2019 journal article

High Temperature Co-pyrolysis Thermal Air Activation Enhances Biochar Adsorption of Herbicides from Surface Water

ENVIRONMENTAL ENGINEERING SCIENCE, 36(6), 710–723.

By: J. Kearns n, K. Shimabuku n, D. Knappe n & R. Summers*

co-author countries: United States of America 🇺🇸
author keywords: 2; 4-D; adsorption; aerobic pyrolysis; biochar; simazine
Source: Web Of Science
Added: July 1, 2019

Recent interest has arisen in the use of biochar as a low-cost adsorbent for control of organic micropollutants in water.
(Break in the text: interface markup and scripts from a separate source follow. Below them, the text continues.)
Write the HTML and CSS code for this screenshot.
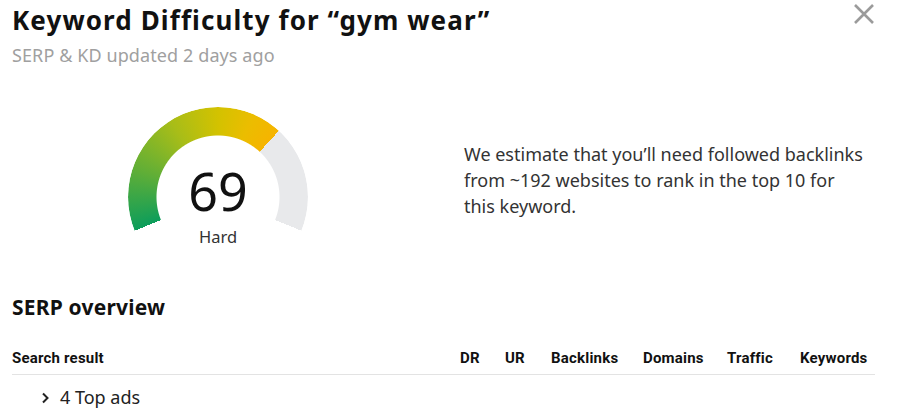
FILE: index.html
```html
<!DOCTYPE html>
<html>
<head>
<meta charset="utf-8">
<link rel="stylesheet" href="styles.css">
</head>
<body>
<div class="panel">
  <header class="head">
    <div>
      <h1 class="title">Keyword Difficulty for “gym wear”</h1>
      <div class="sub">SERP &amp; KD updated 2 days ago</div>
    </div>
    <button class="close" aria-label="Close">
      <svg width="24" height="24" viewBox="0 0 24 24"><path d="M3 3L21 21M21 3L3 21" stroke="#9b9b9b" stroke-width="2.6" fill="none"/></svg>
    </button>
  </header>
  <section class="kd">
    <div class="gauge-col">
      <div class="gauge">
        <div class="ring"></div>
        <div class="score">
          <div class="num">69</div>
          <div class="label">Hard</div>
        </div>
      </div>
    </div>
    <p class="estimate">We estimate that you’ll need followed backlinks from ~192 websites to rank in the top 10 for this keyword.</p>
  </section>
  <h2 class="serp">SERP overview</h2>
  <div class="thead">
    <span class="c-res">Search result</span>
    <span class="c-dr">DR</span>
    <span class="c-ur">UR</span>
    <span class="c-bl">Backlinks</span>
    <span class="c-dom">Domains</span>
    <span class="c-tr">Traffic</span>
    <span class="c-kw">Keywords</span>
  </div>
  <div class="row">
    <svg class="chev" width="10" height="12" viewBox="0 0 10 12"><path d="M3 1.5L7.5 6L3 10.5" stroke="#222" stroke-width="2" fill="none"/></svg>
    <span>4 Top ads</span>
  </div>
</div>
</body>
</html>
```
FILE: styles.css
```css
html, body { margin: 0; padding: 0; background: #fff; }
body { font-family: "Noto Sans", "Open Sans", sans-serif; color: #111; }
.panel { width: 864px; padding: 0 0 0 12px; }
.head { display: flex; justify-content: space-between; align-items: flex-start; }
.title { margin: 0; padding-top: 2px; font-size: 26px; line-height: 36px; font-weight: 700; letter-spacing: 1.1px; color: #111; }
.sub { margin-top: 6px; font-size: 18px; line-height: 22px; color: #a0a0a0; letter-spacing: 0.1px; }
.close { border: 0; background: none; padding: 0; margin: 2px -2px 0 0; width: 28px; height: 24px; display: flex; align-items: center; justify-content: center; }
.kd { display: flex; align-items: center; margin-top: 41px; height: 144px; }
.gauge-col { width: 452px; flex: none; display: flex; padding-left: 116px; box-sizing: border-box; }
.gauge { display: grid; width: 180px; height: 144px; }
.ring, .score { grid-area: 1 / 1; }
.ring {
  width: 180px; height: 180px; border-radius: 50%;
  background: conic-gradient(from 248deg,
    #0c9d5b 0deg, #5fae37 40deg, #a8bd18 80deg, #d3c200 112deg, #ebbd00 135deg, #f6b400 154.6deg,
    #e8e9eb 154.6deg, #e8e9eb 224deg, transparent 224deg);
  -webkit-mask: radial-gradient(circle, transparent 61px, #000 62px);
  mask: radial-gradient(circle, transparent 61px, #000 62px);
}
.score { display: flex; flex-direction: column; align-items: center; padding-top: 56px; }
.num { font-size: 52px; line-height: 56px; color: #111; font-weight: 400; }
.label { font-size: 16.5px; line-height: 20px; color: #333; margin-top: 8px; }
.estimate { margin: 0; width: 402px; font-size: 18px; line-height: 26px; color: #333; padding-top: 2px; }
.serp { margin: 43px 0 0 0; font-size: 21px; line-height: 26px; font-weight: 700; color: #111; letter-spacing: 0.2px; }
.thead { display: flex; align-items: center; margin-top: 22px; height: 32px; border-bottom: 1px solid #e3e3e3; width: 863px; font-family: Roboto, sans-serif; font-weight: 700; font-size: 15px; letter-spacing: 0.2px; color: #111; }
.thead span { white-space: nowrap; }
.c-res { flex: 1; }
.c-dr { width: 45px; }
.c-ur { width: 46px; }
.c-bl { width: 92px; }
.c-dom { width: 84px; }
.c-tr { width: 73px; }
.c-kw { width: 75px; }
.row { display: flex; align-items: center; gap: 10px; padding-left: 28px; height: 44px; font-size: 18px; color: #222; }
.chev { margin-top: 1px; }
```
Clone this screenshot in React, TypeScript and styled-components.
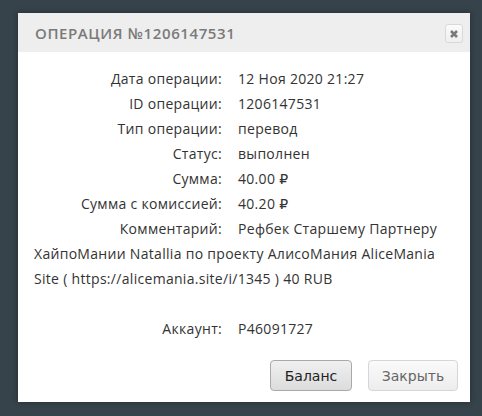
import React from "react";
import styled, { createGlobalStyle } from "styled-components";

const Global = createGlobalStyle`
  html, body { margin: 0; padding: 0; }
  body {
    background: #36434b;
    width: 482px;
    height: 416px;
    overflow: hidden;
    font-family: "Open Sans", "DejaVu Sans", sans-serif;
  }
`;

const Page = styled.div`
  padding: 13px 12px 0 18px;
`;

const Dialog = styled.div`
  width: 452px;
  height: 389px;
  background: #ffffff;
  display: flex;
  flex-direction: column;
  box-shadow: 0 0 6px rgba(0, 0, 0, 0.35);
`;

const Header = styled.div`
  height: 39px;
  background: #eeeeee;
  display: flex;
  align-items: center;
  justify-content: space-between;
  padding: 0 7px 0 17px;
`;

const Title = styled.div`
  font-family: "Open Sans", sans-serif;
  font-weight: 600;
  font-size: 15px;
  letter-spacing: 0.6px;
  color: #7a7a7a;
  text-transform: uppercase;
`;

const CloseBtn = styled.button`
  width: 18px;
  height: 19px;
  padding: 0;
  border: 1px solid #d9d9d9;
  border-radius: 3px;
  background: linear-gradient(#fbfbfb, #efefef);
  display: flex;
  align-items: center;
  justify-content: center;
  margin-top: 2px;
`;

const Body = styled.div`
  padding: 14px 12px 0 16px;
  font-size: 14px;
  line-height: 25px;
  letter-spacing: 0.3px;
  color: #333333;
  flex: 1;
`;

const Row = styled.div<{ $gap?: boolean }>`
  margin-top: ${(p) => (p.$gap ? "25px" : "0")};
`;

const Label = styled.span`
  display: inline-block;
  width: 188px;
  text-align: right;
  margin-right: 16px;
  color: #333333;
`;

const Value = styled.span`
  color: #333333;
`;

const Footer = styled.div`
  display: flex;
  justify-content: flex-end;
  gap: 16px;
  padding: 0 12px 11px 0;
`;

const Button = styled.button<{ $primary?: boolean }>`
  box-sizing: border-box;
  height: 31px;
  padding: 0;
  width: ${(p) => (p.$primary ? "82px" : "90px")};
  font-family: "DejaVu Sans", Verdana, sans-serif;
  font-size: 14px;
  border-radius: 4px;
  border: 1px solid ${(p) => (p.$primary ? "#a9a9a9" : "#d6d6d6")};
  color: ${(p) => (p.$primary ? "#222222" : "#666666")};
  background: ${(p) =>
    p.$primary
      ? "linear-gradient(#f0f0f0, #dcdcdc)"
      : "linear-gradient(#fafafa, #ededed)"};
`;

const rows: [string, string][] = [
  ["Дата операции:", "12 Ноя 2020 21:27"],
  ["ID операции:", "1206147531"],
  ["Тип операции:", "перевод"],
  ["Статус:", "выполнен"],
  ["Сумма:", "40.00 ₽"],
  ["Сумма с комиссией:", "40.20 ₽"],
  [
    "Комментарий:",
    "Рефбек Старшему Партнеру ХайпоМании Natallia по проекту АлисоМания AliceMania Site ( https://alicemania.site/i/1345 ) 40 RUB",
  ],
];

export default function App() {
  return (
    <>
      <Global />
      <Page>
        <Dialog>
          <Header>
            <Title>Операция №1206147531</Title>
            <CloseBtn aria-label="close">
              <svg width="10" height="10" viewBox="0 0 10 10">
                <path
                  d="M2 2 L8 8 M8 2 L2 8"
                  stroke="#7a7a7a"
                  strokeWidth="2.6"
                  strokeLinecap="butt"
                />
              </svg>
            </CloseBtn>
          </Header>
          <Body>
            {rows.map(([l, v]) => (
              <Row key={l}>
                <Label>{l}</Label>
                <Value>{v}</Value>
              </Row>
            ))}
            <Row $gap>
              <Label>Аккаунт:</Label>
              <Value>P46091727</Value>
            </Row>
          </Body>
          <Footer>
            <Button $primary>Баланс</Button>
            <Button>Закрыть</Button>
          </Footer>
        </Dialog>
      </Page>
    </>
  );
}
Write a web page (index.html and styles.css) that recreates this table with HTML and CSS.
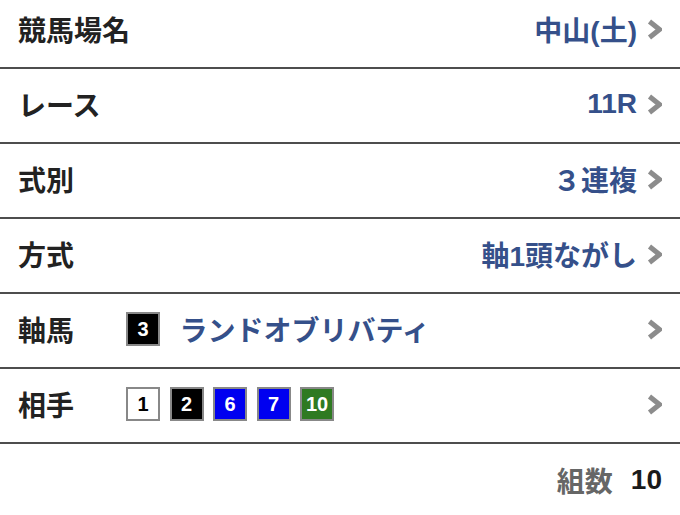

However, compared with activated carbon (AC), biochar adsorption capacity is typically one to two orders of magnitude lower. This study reports batch mode adsorption of anionic (2,4-D, C0 100 μg/L) and neutral (simazine [SZN], C0 1.5 μg/L) herbicides from surface water containing dissolved organic matter at 4 mg/L total organic carbon concentration. Enhanced adsorption was observed by biochars generated from updraft gasifiers under conditions of simultaneous co-pyrolysis thermal air activation (CPTA). 2,4-D adsorption by ≥850°C CPTA biochars was more than 10 times greater on a mass basis compared with biochars generated from a conventional anoxic pyrolysis (CAP) reactor and was equivalent to AC reference adsorbents on a surface area normalized basis. Biochars generated at ≥850°C under CPTA conditions had similar micropore surface area to CAP biochars (∼330 m2/g) but about 2.5 times the mesopore surface area (∼110 m2/g CPTA, ∼40 m2/g CAP), suggestive of increased pore accessibility generated by thermochemical widening of pores and/or removal of pyrolysis tars by CPTA. 2,4-D adsorption from surface water was shown to correlate strongly with biochar H:C molar ratio within but not between biochars grouped by CAP and CPTA generation conditions. Comparing adsorption of 2,4-D and SZN by biochars generated from CAP and CPTA conditions suggested that herbicide interaction with biochar surface functional groups through formation of charge-assisted H-bonds did not play a significant role in herbicide uptake from surface water.